Holocaust Porn

| 11 Nov 2014 | 01:58

    Stalags Directed by Ari Libsker at Film Forum

    With its water sports, funny games and power trips, pornography has often plumbed the zany and disturbing reaches of the human psyche. But for sheer perversity, it is hard to top the porno phenomenon of the Stalags, sadomasochistic paperbacks set in Nazi prison camps and devoured by a conservative, smut-deprived Israeli public in the 1960s.

    The paperback covers featured lipsticked B-movie babes in Nazi uniforms unbuttoned to reveal va-va-voom figures. In the strange gender flip of this Holocaust porn, it was buxom lady Nazis—as sexually outrageous in their skintight short shorts and SS leather as Tom of Finland's muscle boys—who brutalized brawny men from the McQueen or Mature school of ur-machismo. In the snuff denouement, the male captives fed up with pistol whippings and bloody swastikas carved into their he-man chests inevitably outwit, rape and kill their tormenters, thus gaining both erotic fulfillment and Israeli vengeance.

    Though these Vargas Nazis seemed to bubble up from the fantastical ooze, their victims—cowering like submissive Shih Tzus beneath their mistresses cracked whips—were modeled on American soldiers. To hide their Israeli origin, the novels were written in a purposefully stilted, “American” style in order to give the impression that hardboiled Yanks or British prisoners of war had penned these first-person accounts.

    Director Ari Libsker's documentary excavation of one of the weirdest of pulp-porn subgenres interviews the kids (now adults)—many of them children of Holocaust survivors—who consumed the Stalags. And stranger still are the men who wrote them. The Authors included here are a radical leftist and one man, Eli Keidar, whose psychological abuse as a child perhaps informed the Stalags’ sadomasochistic themes.

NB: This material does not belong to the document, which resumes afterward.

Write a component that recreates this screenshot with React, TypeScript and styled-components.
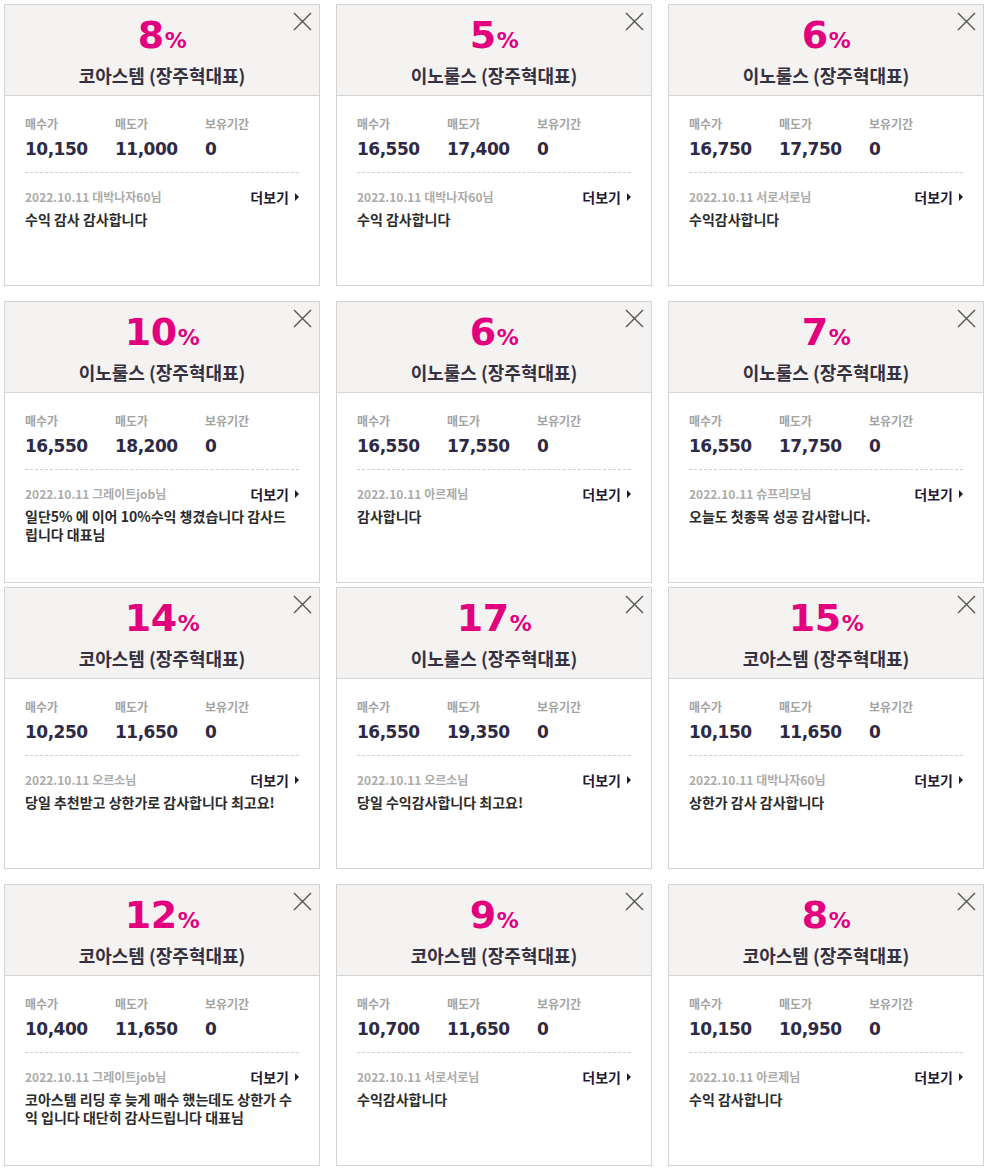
import React from "react";
import styled, { createGlobalStyle } from "styled-components";

const Global = createGlobalStyle`
  html, body { margin: 0; padding: 0; background: #fff; }
  body { font-family: "Noto Sans CJK KR", "Noto Sans", sans-serif; }
  * { box-sizing: border-box; }
`;

const Page = styled.div`
  width: 986px;
  padding: 4px 2px 4px 4px;
`;

const Row = styled.div<{ $gap: number }>`
  display: flex;
  gap: 16px;
  margin-top: ${(p) => p.$gap}px;
`;

const Card = styled.div`
  position: relative;
  width: 316px;
  height: 282px;
  border: 1px solid #d3d3d3;
  background: #fff;
  display: flex;
  flex-direction: column;
`;

const Header = styled.div`
  height: 91px;
  background: #f5f3f1;
  border-bottom: 1px solid #d6d6d6;
  text-align: center;
  padding-top: 10px;
`;

const Percent = styled.div`
  font-family: "DejaVu Sans", "Noto Sans CJK KR", sans-serif;
  font-weight: 700;
  font-size: 38px;
  line-height: 40px;
  color: #e2007e;
  letter-spacing: -0.5px;
`;

const PercentSign = styled.span`
  font-family: "DejaVu Sans", sans-serif;
  font-weight: 700;
  font-size: 22px;
  margin-left: 1px;
`;

const Title = styled.div`
  margin-top: 2px;
  font-size: 18px;
  line-height: 24px;
  font-weight: 700;
  color: #35303f;
`;

const Close = styled.button`
  position: absolute;
  top: 6px;
  right: 7px;
  width: 20px;
  height: 20px;
  padding: 0;
  border: 0;
  background: transparent;
  cursor: pointer;
  display: flex;
  align-items: center;
  justify-content: center;
`;

const Body = styled.div`
  padding: 20px 20px 0 20px;
`;

const Stats = styled.div`
  display: flex;
  padding-bottom: 11px;
  border-bottom: 1px dashed #cfcfcf;
`;

const Stat = styled.div`
  width: 90px;
`;

const Label = styled.div`
  font-size: 12px;
  line-height: 16px;
  font-weight: 700;
  color: #a3a3a3;
`;

const Value = styled.div`
  margin-top: 5px;
  font-family: "DejaVu Sans", "Noto Sans CJK KR", sans-serif;
  font-size: 17px;
  line-height: 24px;
  font-weight: 700;
  letter-spacing: -0.5px;
  color: #2e2944;
`;

const Meta = styled.div`
  margin-top: 16px;
  display: flex;
  justify-content: space-between;
  align-items: center;
`;

const DateUser = styled.div`
  font-size: 12px;
  line-height: 16px;
  font-weight: 700;
  color: #ababab;
`;

const More = styled.a`
  display: flex;
  align-items: center;
  gap: 6px;
  font-size: 14px;
  line-height: 16px;
  font-weight: 700;
  color: #1f1b33;
  text-decoration: none;
  cursor: pointer;
`;

const Arrow = styled.span`
  width: 0;
  height: 0;
  border-top: 4px solid transparent;
  border-bottom: 4px solid transparent;
  border-left: 4px solid #1f1b33;
`;

const Comment = styled.p`
  margin: 5px 0 0 0;
  padding-right: 5px;
  font-size: 14px;
  line-height: 18px;
  font-weight: 700;
  color: #2b2b2b;
  word-break: break-all;
`;

type Item = {
  pct: number;
  name: string;
  buy: string;
  sell: string;
  hold: string;
  user: string;
  text: string;
};

const rows: { gap: number; items: Item[] }[] = [
  {
    gap: 0,
    items: [
      { pct: 8, name: "코아스템", buy: "10,150", sell: "11,000", hold: "0", user: "대박나자60님", text: "수익 감사 감사합니다" },
      { pct: 5, name: "이노룰스", buy: "16,550", sell: "17,400", hold: "0", user: "대박나자60님", text: "수익 감사합니다" },
      { pct: 6, name: "이노룰스", buy: "16,750", sell: "17,750", hold: "0", user: "서로서로님", text: "수익감사합니다" },
    ],
  },
  {
    gap: 15,
    items: [
      { pct: 10, name: "이노룰스", buy: "16,550", sell: "18,200", hold: "0", user: "그레이트job님", text: "일단5% 에 이어 10%수익 챙겼습니다 감사드립니다 대표님" },
      { pct: 6, name: "이노룰스", buy: "16,550", sell: "17,550", hold: "0", user: "아르제님", text: "감사합니다" },
      { pct: 7, name: "이노룰스", buy: "16,550", sell: "17,750", hold: "0", user: "슈프리모님", text: "오늘도 첫종목 성공 감사합니다." },
    ],
  },
  {
    gap: 4,
    items: [
      { pct: 14, name: "코아스템", buy: "10,250", sell: "11,650", hold: "0", user: "오르소님", text: "당일 추천받고 상한가로 감사합니다 최고요!" },
      { pct: 17, name: "이노룰스", buy: "16,550", sell: "19,350", hold: "0", user: "오르소님", text: "당일 수익감사합니다 최고요!" },
      { pct: 15, name: "코아스템", buy: "10,150", sell: "11,650", hold: "0", user: "대박나자60님", text: "상한가 감사 감사합니다" },
    ],
  },
  {
    gap: 15,
    items: [
      { pct: 12, name: "코아스템", buy: "10,400", sell: "11,650", hold: "0", user: "그레이트job님", text: "코아스템 리딩 후 늦게 매수 했는데도 상한가 수익 입니다 대단히 감사드립니다 대표님" },
      { pct: 9, name: "코아스템", buy: "10,700", sell: "11,650", hold: "0", user: "서로서로님", text: "수익감사합니다" },
      { pct: 8, name: "코아스템", buy: "10,150", sell: "10,950", hold: "0", user: "아르제님", text: "수익 감사합니다" },
    ],
  },
];

const CloseIcon = () => (
  <svg width="19" height="19" viewBox="0 0 19 19" fill="none">
    <path d="M1 1L18 18M18 1L1 18" stroke="#555" strokeWidth="1.4" />
  </svg>
);

const ReviewCard = ({ item }: { item: Item }) => (
  <Card>
    <Header>
      <Percent>
        {item.pct}
        <PercentSign>%</PercentSign>
      </Percent>
      <Title>{item.name} (장주혁대표)</Title>
    </Header>
    <Close aria-label="닫기">
      <CloseIcon />
    </Close>
    <Body>
      <Stats>
        <Stat>
          <Label>매수가</Label>
          <Value>{item.buy}</Value>
        </Stat>
        <Stat>
          <Label>매도가</Label>
          <Value>{item.sell}</Value>
        </Stat>
        <Stat>
          <Label>보유기간</Label>
          <Value>{item.hold}</Value>
        </Stat>
      </Stats>
      <Meta>
        <DateUser>2022.10.11 {item.user}</DateUser>
        <More>
          더보기
          <Arrow />
        </More>
      </Meta>
      <Comment>{item.text}</Comment>
    </Body>
  </Card>
);

export default function App() {
  return (
    <>
      <Global />
      <Page>
        {rows.map((r, i) => (
          <Row key={i} $gap={r.gap}>
            {r.items.map((it, j) => (
              <ReviewCard key={j} item={it} />
            ))}
          </Row>
        ))}
      </Page>
    </>
  );
}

    Libsker acknowledges that the impetus for the genre was complex and included the early-1950s publication of Auschwitz survivor Ka-Tzetnik’s (née Yehiel Feiner De-Nur) influential novel of one of the “Joy Division” concentration camp brothels, House of Dolls.

    But it was the Adolf Eichmann trials beginning in 1961, and all the gruesome, disturbing revelations of Nazi abuse in the concentration camps that truly birthed the Stalag phenomenon, endowing the genre with its themes of subjugation and sadism.

    While the paperback covers flout vulgar, sexually inflamed hues—the crimson of painted lips, whip lashes and Nazi armbands—the interviews with Israeli aficionados and authors of the Stalags are photographed in black and white. Real life takes on a diminished, banal look next to the hot-blooded, tempestuous scroll of fantasy. As the genre progressed—or degenerated—one-upmanship ruled, as themes of cannibalism and incest became incorporated. The Stalags were pushed to such a level of bad taste that director Libsker fails to even detail the depravities contained in the book that signaled the genre’s death knell, I Was Colonel Schultz’s Private Bitch.

    Stalags probes a variety of strange collisions of sex and the Holocaust, from a retired Israeli police inspector playing out Holocaust revenge fantasies with a very compliant German woman to the questionable contemporary fixation on concentration camp brothels and forced sex. Libsker rightfully questions how sex and sadism have become the distorting lens through which we think about the Holocaust. And his questions about the strange human fascination with Nazi sadism, once raised, are provocative enough to linger.